Shortening clutch and throtle cables

ridesolo

You only bear responsibility for your own actions
I'm working away at reassembly and realize that my clutch and throttle cables are now about four inches too long. Is there a relatively fool proof method to shorten them yourself or, for the sake of "being sure" would it just be best to order custom made?
 
My clutch cable really ought to be a few inches shorter (a result of my recent engine swap). I just wrote to Motion Pro about having one custom-made: $70 for the basic black-vinyl option. It would be nice, but at least in my case, a few strategically-placed zip ties are a good alternative.
 
I think Ichiban Moto or something like that has a video on Youtube, along with other people, about shortening cables. I shortened my choke cable on my Cx500 using that video as a guide. Might want to hop on there and search.

Later, Doug
 

teazer

Active Member
DTT BOTM WINNER
One way is to go to Flanders Cables on-line and find the correct end fittings. It's easy to cut off one end of the inner with a suitable dremmel cut-off wheel. Remove the inner and cut the outer sheath to length. Cut the same amount off the inner cable (less the amount that you already shortened it by cutting off the end).

Test fit the cable to be sure that both inner and outer are now the appropriate length, then clean up the inner cable and solder on a new end fitting. It's easier with a solder pot than with a soldering iron, and don't forget to splay out the cable end like a bird's nest, to form a wedge inside the new nipple (end fitting).

If that sounds like too much work, order one from Motion pro or similar supplier.

My preference is DIY. YMMV.
 

ridesolo

You only bear responsibility for your own actions
Streetfighterkz said:
I think Ichiban Moto or something like that has a video on Youtube, along with other people, about shortening cables. I shortened my choke cable on my Cx500 using that video as a guide. Might want to hop on there and search.
Not sure how to reply to this. I've used YouTube many times for many things and brother Ichiban is a fine human being whom it would be my pleasure to someday meet for coffee...

teazer said:
One way is to go to Flanders Cables on-line and find the correct end fittings. It's easy to cut off one end of the inner with a suitable dremmel cut-off wheel. Remove the inner and cut the outer sheath to length. Cut the same amount off the inner cable (less the amount that you already shortened it by cutting off the end).

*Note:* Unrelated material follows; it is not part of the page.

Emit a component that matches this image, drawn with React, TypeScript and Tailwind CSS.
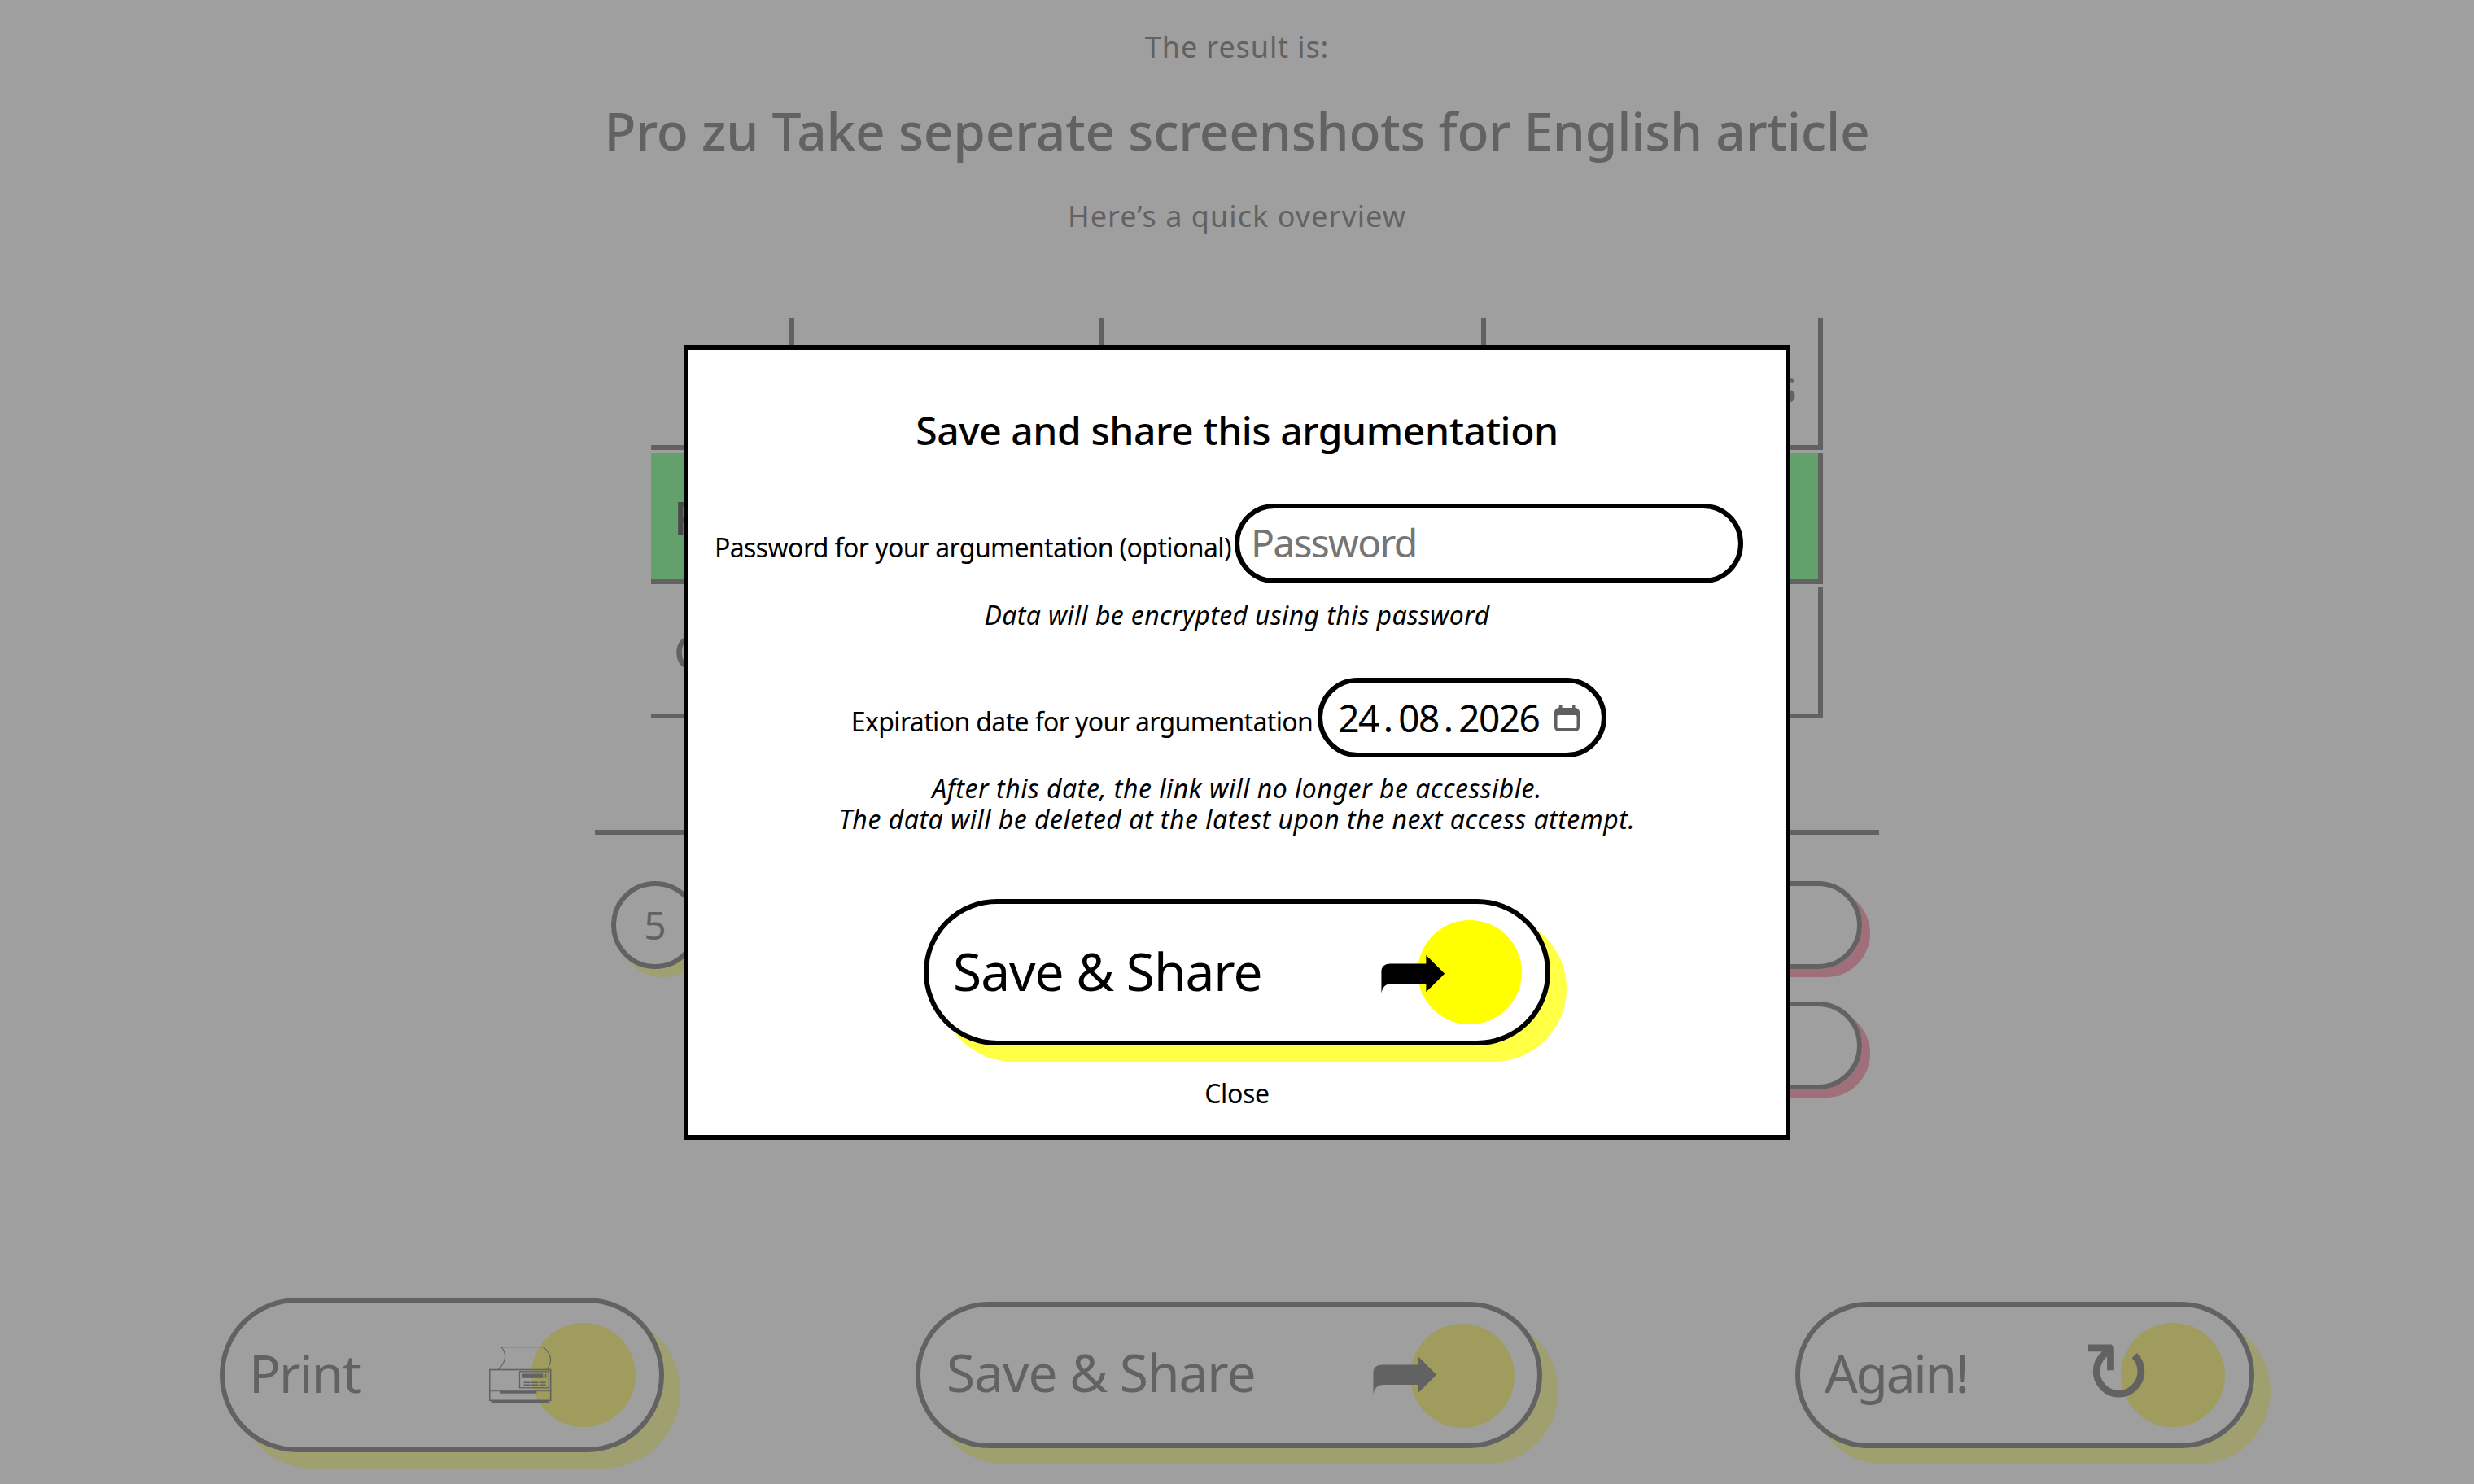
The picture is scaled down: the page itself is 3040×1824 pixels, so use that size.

Test fit the cable to be sure that both inner and outer are now the appropriate length, then clean up the inner cable and solder on a new end fitting. It's easier with a solder pot than with a soldering iron, and don't forget to splay out the cable end like a bird's nest, to form a wedge inside the new nipple (end fitting).

If that sounds like too much work, order one from Motion pro or similar supplier.

My preference is DIY. YMMV.
Thanx for the comments and advice. My preference in most things is DIY as well, and I usually have a good amount of confidence, sometimes too much(!), in my abilities, I've been hesitant to tackle shortening cables out of a desire to not find myself stranded on the side of the road.

I'll check out Flanders. I've got extra cables so I can probably give it a practice shot. I don't have and have never worked w/ a solder pot, but am very comfortable w/ a soldering iron. I understand that it's critical to get the cable completely clean for there to be any hope of getting a good solder joint. Suggestions on that? How about keeping the cable from fraying when you cut it? I've never been hugely successful attempting that in the past even w/ a Dremel.
 

adventurco

Nick Ol' Eye
DTT BOTM WINNER
I have a ton of ferrules and length of cable from Flanders. I bought a solder pot and a stick of 50/50 solder with Ruby Paste flux.

Flare the strands of the cable after the ferrule is on. Flux the end of the ferrule and cable end, heat on solder pot to burn it off. Dip in melted solder in pot for a couple seconds. Done.

Be careful not to let the flux get onto the cable past the ferrule or you will have a 1/2" section of very stiff cable which is not ideal in some situations.